Rarely has one beer dinner changed the lives of so many beer drinkers.
Rob Hill Total Guide to Beer
Rob Hill (Photo credit. blog.totalwine.com)

When Rob Hill attended a special beer and wine dinner hosted by The Boston Beer Company at the Smith and Wollensky restaurant on Boston’s waterfront in 2006, he realized his drinking life needed a course correction. The president and co-founder of Boston Uncorked, an organization for wine enthusiasts, Hill discovered he had a palate for darker, maltier beers – and that beer could be a better accompaniment to fine food than wine.

Despite spending time developing an affinity for white wines in California during a career in the Navy and later as a software salesman and despite being engulfed in red wines once he moved to Boston, Hill voted for beer over wine in three of the five pairings presented that night at Smith and Wollensky.

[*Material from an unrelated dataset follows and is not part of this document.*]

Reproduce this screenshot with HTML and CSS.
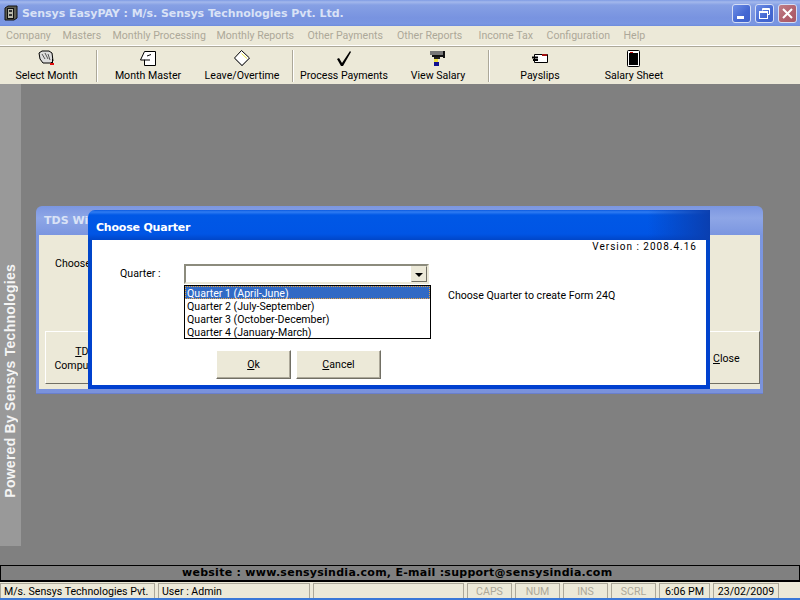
FILE: index.html
```html
<!DOCTYPE html>
<html lang="en">
<head>
    <meta charset="UTF-8">
    <title>Sensys EasyPAY</title>
    <link rel="stylesheet" href="styles.css">
</head>
<body>
    <div class="titlebar">
        <svg class="app-icon" width="14" height="16" viewBox="0 0 14 16">
            <path d="M1 3 L4 1 H13 V13 L10 15 H1 Z" fill="#5c5c50" stroke="#111"/>
            <rect x="3.5" y="3.5" width="6" height="10" fill="#b8b8a8" stroke="#111"/>
            <rect x="5" y="5" width="3" height="2" fill="#333"/>
            <rect x="5" y="9" width="3" height="2" fill="#333"/>
        </svg>
        <span class="title-text">Sensys EasyPAY : M/s. Sensys Technologies Pvt. Ltd.</span>
        <div class="win-buttons">
            <div class="win-btn">
                <svg width="19" height="19" viewBox="0 0 19 19"><rect x="5" y="12" width="7" height="3" fill="#fff"/></svg>
            </div>
            <div class="win-btn">
                <svg width="19" height="19" viewBox="0 0 19 19" fill="none" stroke="#fff"><path d="M7.5 6.5 V4.5 H14.5 V10.5 H12.5"/><path d="M7.5 5.5 H14.5" stroke-width="1"/><rect x="4.5" y="7.5" width="8" height="7"/><path d="M4.5 8.5 H12.5"/></svg>
            </div>
            <div class="win-btn win-close">
                <svg width="19" height="19" viewBox="0 0 19 19" stroke="#fff" stroke-width="2"><path d="M5 5 L14 14 M14 5 L5 14"/></svg>
            </div>
        </div>
    </div>

    <div class="menubar">
        <span class="menu-item">Company</span>
        <span class="menu-item">Masters</span>
        <span class="menu-item">Monthly Processing</span>
        <span class="menu-item">Monthly Reports</span>
        <span class="menu-item">Other Payments</span>
        <span class="menu-item">Other Reports</span>
        <span class="menu-item">Income Tax</span>
        <span class="menu-item">Configuration</span>
        <span class="menu-item">Help</span>
    </div>

    <div class="toolbar">
        <div class="tool tool-first">
            <svg width="18" height="17" viewBox="0 0 18 17">
                <path d="M1 3 L4 1 H11 L14 3 L15 11 L13 13 L5 13 L2 9 Z" fill="#ddd" stroke="#000"/>
                <path d="M4 4 L7 9 M7 3 L10 9 M10 4 L12 10" stroke="#555"/>
                <rect x="12" y="13" width="4" height="2" fill="#e01010"/>
                <rect x="14" y="9" width="1" height="4" fill="#000"/>
            </svg>
            <span>Select Month</span>
        </div>
        <div class="tool-sep"></div>
        <div class="tool">
            <svg width="18" height="17" viewBox="0 0 18 17">
                <path d="M5.5 1.5 H16.5 V15.5 H5.5 V10 H1.5 Z" fill="#fff" stroke="#000"/>
                <path d="M8 6 L12 4.5 M5 10 H11" stroke="#000"/>
            </svg>
            <span>Month Master</span>
        </div>
        <div class="tool">
            <svg width="18" height="17" viewBox="0 0 18 17">
                <path d="M8.5 0.5 L16.5 8 L9 15.5 L1.5 8 Z" fill="#fff" stroke="#000"/>
                <path d="M8.5 3.5 L14 8.5" stroke="#e8e040"/>
                <path d="M2 9 L9 16 L16 9" fill="none" stroke="#555"/>
            </svg>
            <span>Leave/Overtime</span>
        </div>
        <div class="tool-sep"></div>
        <div class="tool">
            <svg width="18" height="17" viewBox="0 0 18 17">
                <path d="M2 9 L4 8 L7 13 L15 1 L16 2 L8 16 H6 Z" fill="#000"/>
            </svg>
            <span>Process Payments</span>
        </div>
        <div class="tool">
            <svg width="18" height="17" viewBox="0 0 18 17">
                <rect x="1" y="1" width="13" height="4" fill="#777"/>
                <rect x="3" y="5" width="11" height="2" fill="#111"/>
                <rect x="14" y="1" width="2" height="7" fill="#111"/>
                <rect x="5" y="7" width="6" height="2" fill="#222"/>
                <rect x="5" y="9" width="4" height="3" fill="#f0e040"/>
                <rect x="5" y="12" width="5" height="4" fill="#101090"/>
            </svg>
            <span>View Salary</span>
        </div>
        <div class="tool-sep"></div>
        <div class="tool">
            <svg width="18" height="17" viewBox="0 0 18 17">
                <path d="M3.5 4.5 H16.5 V12.5 H3.5 Z" fill="#fff" stroke="#000"/>
                <rect x="11" y="4" width="5" height="2" fill="#a01010"/>
                <path d="M1 7.5 H7 M2 10 H7" stroke="#000" stroke-width="2"/>
            </svg>
            <span>Payslips</span>
        </div>
        <div class="tool">
            <svg width="18" height="17" viewBox="0 0 18 17">
                <rect x="2.5" y="0.5" width="12" height="16" rx="1" fill="#fff" stroke="#000"/>
                <rect x="4" y="3" width="9" height="12" fill="#000"/>
                <rect x="5" y="2" width="3" height="1" fill="#c01010"/>
            </svg>
            <span>Salary Sheet</span>
        </div>
    </div>

    <div class="desktop">
        <div class="side-strip"><span>Powered By Sensys Technologies</span></div>

        <div class="back-window">
            <div class="back-title">TDS Wi</div>
            <div class="back-body">
                <div class="back-label">Choose</div>
                <div class="back-buttons">
                    <div class="back-btn back-btn-left"><u>T</u>DS<br>Computation</div>
                    <div class="back-btn back-btn-right"><u>C</u>lose</div>
                </div>
            </div>
        </div>

        <div class="dialog">
            <div class="dialog-title">Choose Quarter</div>
            <div class="dialog-body">
                <div class="version">Version : 2008.4.16</div>
                <div class="quarter-row">
                    <label class="quarter-label">Quarter :</label>
                    <div class="combo-wrap">
                        <div class="combo">
                            <div class="combo-arrow"><i></i></div>
                        </div>
                        <ul class="combo-list">
                            <li class="selected">Quarter 1 (April-June)</li>
                            <li>Quarter 2 (July-September)</li>
                            <li>Quarter 3 (October-December)</li>
                            <li>Quarter 4 (January-March)</li>
                        </ul>
                    </div>
                    <div class="hint">Choose Quarter to create Form 24Q</div>
                </div>
                <div class="dialog-buttons">
                    <div class="btn btn-ok"><u>O</u>k</div>
                    <div class="btn btn-cancel"><u>C</u>ancel</div>
                </div>
            </div>
        </div>
    </div>

    <div class="website-bar">website : www.sensysindia.com, E-mail :support@sensysindia.com</div>

    <div class="statusbar">
        <div class="panel p-company">M/s. Sensys Technologies Pvt.</div>
        <div class="panel p-user">User : Admin</div>
        <div class="panel p-empty"></div>
        <div class="panel p-key off">CAPS</div>
        <div class="panel p-key off">NUM</div>
        <div class="panel p-key off">INS</div>
        <div class="panel p-key off">SCRL</div>
        <div class="panel p-time">6:06 PM</div>
        <div class="panel p-date">23/02/2009</div>
    </div>
    <div class="taskbar-edge"></div>
</body>
</html>
```

FILE: styles.css
```css
* {
    box-sizing: border-box;
}

html, body {
    height: 100%;
}

body {
    display: flex;
    flex-direction: column;
    width: 800px;
    height: 600px;
    margin: 0;
    overflow: hidden;
    font-family: Roboto, 'Liberation Sans', sans-serif;
    font-size: 10.6px;
    color: #000;
    background-color: #808080;
}

/* title bar */
.titlebar {
    display: flex;
    align-items: center;
    flex: 0 0 26px;
    padding: 0 3px 0 4px;
    background: linear-gradient(to bottom, #7f9be3 0, #a3b8ec 2px, #86a0e4 5px, #7893e0 18px, #7a96e2 24px, #6d8bdc 26px);
}

.app-icon {
    margin-right: 4px;
}

.title-text {
    font-family: 'DejaVu Sans', sans-serif;
    font-weight: bold;
    font-size: 11px;
    letter-spacing: -0.05px;
    color: #d9e2f6;
}

.win-buttons {
    display: flex;
    gap: 4px;
    margin-left: auto;
}

.win-btn {
    width: 19px;
    height: 19px;
    border: 1px solid #d5def5;
    border-radius: 3px;
    background: linear-gradient(135deg, #6f8fe6, #4468d2 60%, #3f62cc);
    overflow: hidden;
}

.win-btn svg {
    display: block;
    margin: -1px;
}

.win-close {
    background: linear-gradient(135deg, #c07f88, #b0606c 60%, #a85766);
}

/* menu */
.menubar {
    display: grid;
    grid-template-columns: 56.5px 50px 104px 91px 89.5px 81.5px 68px 77px auto;
    flex: 0 0 20px;
    align-items: center;
    padding-left: 6px;
    padding-bottom: 1px;
    background-color: #ece9d8;
    border-bottom: 1px solid #fff;
    color: #aca899;
}

.menu-item {
    white-space: nowrap;
}

/* toolbar */
.toolbar {
    display: flex;
    flex: 0 0 38px;
    padding-top: 3px;
    background-color: #ece9d8;
    border-top: 1px solid #aca899;
}

.tool {
    display: flex;
    flex-direction: column;
    align-items: center;
    width: 94px;
    height: 33px;
}

.tool-first {
    width: 93px;
}

.tool svg {
    display: block;
    flex: 0 0 17px;
}

.tool span {
    margin-top: 2px;
    white-space: nowrap;
}

.tool-sep {
    width: 2px;
    height: 32px;
    margin: 0 3px;
    border-left: 1px solid #aca899;
    border-right: 1px solid #fff;
}

/* desktop */
.desktop {
    position: relative;
    flex: 1;
    background-color: #808080;
}

.side-strip {
    position: absolute;
    left: 0;
    top: 0;
    width: 21px;
    height: 462px;
    background-color: #999;
}

.side-strip span {
    position: absolute;
    left: 2px;
    top: 180px;
    writing-mode: vertical-rl;
    transform: rotate(180deg);
    font-family: 'Liberation Sans', sans-serif;
    font-weight: bold;
    font-size: 14px;
    letter-spacing: 0.25px;
    color: #f4f4f4;
    white-space: nowrap;
}

/* window behind the dialog */
.back-window {
    position: absolute;
    left: 36px;
    top: 122px;
    width: 727px;
    height: 188px;
    padding: 0 3px 4px;
    border-radius: 6px 6px 0 0;
    background: linear-gradient(to bottom, #7b96e0 0, #8ea6e6 12px, #7b96e0 29px, #7a92dc 100%);
    border-bottom: 1px solid #6a7fcc;
    display: flex;
    flex-direction: column;
}

.back-title {
    flex: 0 0 29px;
    padding: 8px 5px 0;
    font-family: 'DejaVu Sans', sans-serif;
    font-weight: bold;
    font-size: 11px;
    color: #d9e2f6;
}

.back-body {
    position: relative;
    flex: 1;
    display: flex;
    flex-direction: column;
    justify-content: flex-end;
    background-color: #ece9d8;
}

.back-label {
    position: absolute;
    left: 16px;
    top: 22px;
}

.back-buttons {
    display: flex;
    justify-content: space-between;
    padding: 0 0 5px 6px;
}

.back-btn {
    height: 53px;
    padding-top: 13px;
    border: 1px solid;
    border-color: #fff #716f64 #716f64 #fff;
    background-color: #ece9d8;
    line-height: 14px;
    text-align: center;
    white-space: nowrap;
}

.back-btn-left {
    width: 80px;
}

.back-btn-right {
    width: 90px;
    padding-top: 20px;
    padding-left: 42px;
    text-align: left;
}

/* Choose Quarter dialog */
.dialog {
    position: absolute;
    left: 88px;
    top: 126px;
    width: 622px;
    height: 179px;
    padding: 0 4px 4px;
    border-radius: 7px 7px 0 0;
    background: linear-gradient(to bottom, #0a5ae0 0, #2f7cf2 2px, #0058e6 5px, #0055e5 24px, #0046c8 30px, #0040d0 100%);
    display: flex;
    flex-direction: column;
}

.dialog-title {
    flex: 0 0 30px;
    margin: 0 -4px;
    padding-top: 11px;
    padding-left: 8px;
    font-family: 'DejaVu Sans', sans-serif;
    font-weight: bold;
    font-size: 11px;
    letter-spacing: -0.2px;
    color: #fff;
    background: linear-gradient(to right, transparent 90%, #0a3fb0 100%);
}

.dialog-body {
    position: relative;
    flex: 1;
    background-color: #fff;
}

.version {
    position: absolute;
    right: 9px;
    top: 0;
    font-size: 10px;
    letter-spacing: 1px;
    line-height: 13px;
}

.quarter-row {
    display: flex;
    padding: 24px 0 0 28px;
}

.quarter-label {
    width: 64px;
    line-height: 20px;
}

.combo-wrap {
    position: relative;
    width: 247px;
}

.combo {
    position: relative;
    width: 245px;
    height: 20px;
    border: 2px solid;
    border-color: #8c8b7d #ece9d8 #ece9d8 #8c8b7d;
    background-color: #fff;
}

.combo-arrow {
    position: absolute;
    right: 0;
    top: 0;
    width: 16px;
    height: 16px;
    border: 1px solid;
    border-color: #ece9d8 #716f64 #716f64 #ece9d8;
    background-color: #ece9d8;
}

.combo-arrow i {
    position: absolute;
    left: 3px;
    top: 6px;
    border-style: solid;
    border-width: 4px 4px 0;
    border-color: #000 transparent transparent;
}

.combo-list {
    list-style: none;
    width: 247px;
    height: 54px;
    margin: 1px 0 0;
    padding: 0;
    border: 1px solid #000;
    background-color: #fff;
}

.combo-list li {
    height: 13px;
    padding-left: 2px;
    line-height: 15px;
    white-space: nowrap;
}

.combo-list .selected {
    background-color: #316ac5;
    color: #fff;
    outline: 1px dotted #e8a33c;
    outline-offset: -1px;
}

.hint {
    margin-left: 17px;
    padding-top: 25px;
}

.dialog-buttons {
    position: absolute;
    left: 124px;
    top: 110px;
    display: flex;
    gap: 5px;
}

.btn {
    height: 29px;
    border: 1px solid;
    border-color: #fff #716f64 #716f64 #fff;
    box-shadow: inset -1px -1px 0 #aca899;
    background-color: #ece9d8;
    line-height: 27px;
    text-align: center;
}

.btn-ok {
    width: 75px;
}

.btn-cancel {
    width: 85px;
}

/* bottom bars */
.website-bar {
    flex: 0 0 17px;
    border: 1px solid #000;
    border-bottom-width: 2px;
    background-color: #808080;
    padding-left: 181px;
    font-family: 'DejaVu Sans', sans-serif;
    font-weight: bold;
    font-size: 11px;
    letter-spacing: 0.27px;
    line-height: 14px;
    white-space: nowrap;
}

.statusbar {
    display: flex;
    flex: 0 0 16px;
    gap: 3px;
    padding-top: 1px;
    background-color: #ece9d8;
}

.panel {
    height: 15px;
    padding-left: 3px;
    border: 1px solid #aca899;
    border-bottom: none;
    line-height: 16px;
    white-space: nowrap;
    overflow: hidden;
}

.p-company { width: 155px; }
.p-user { width: 152px; }
.p-empty { width: 151px; }
.p-key { width: 45px; padding-left: 0; text-align: center; }
.p-time { width: 51px; padding-left: 0; text-align: center; }
.p-date { width: 66px; padding-left: 0; text-align: center; }

.off {
    color: #aca899;
}

.taskbar-edge {
    flex: 0 0 2px;
    background-color: #3a78d8;
}
```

“I didn’t know much about beer,” recalled Hill, who now oversees the beer sales at Total Wine & More. “Prior to that dinner in Boston, my memories of beer were more about my college days, travel overseas and typical American pale lagers.”

The beer versus wine faceoff dinner was filmed by Boston Beer and footage was used in a TV commercial, one that helped the Sam Adams brand change the perspective on American craft beer. For Hill, it was a life-altering event. Having never really taken to red wine in favor of the Chardonnays from California, he realized his imbibing life was finally in balance, telling himself, “I like white wine and dark beer.”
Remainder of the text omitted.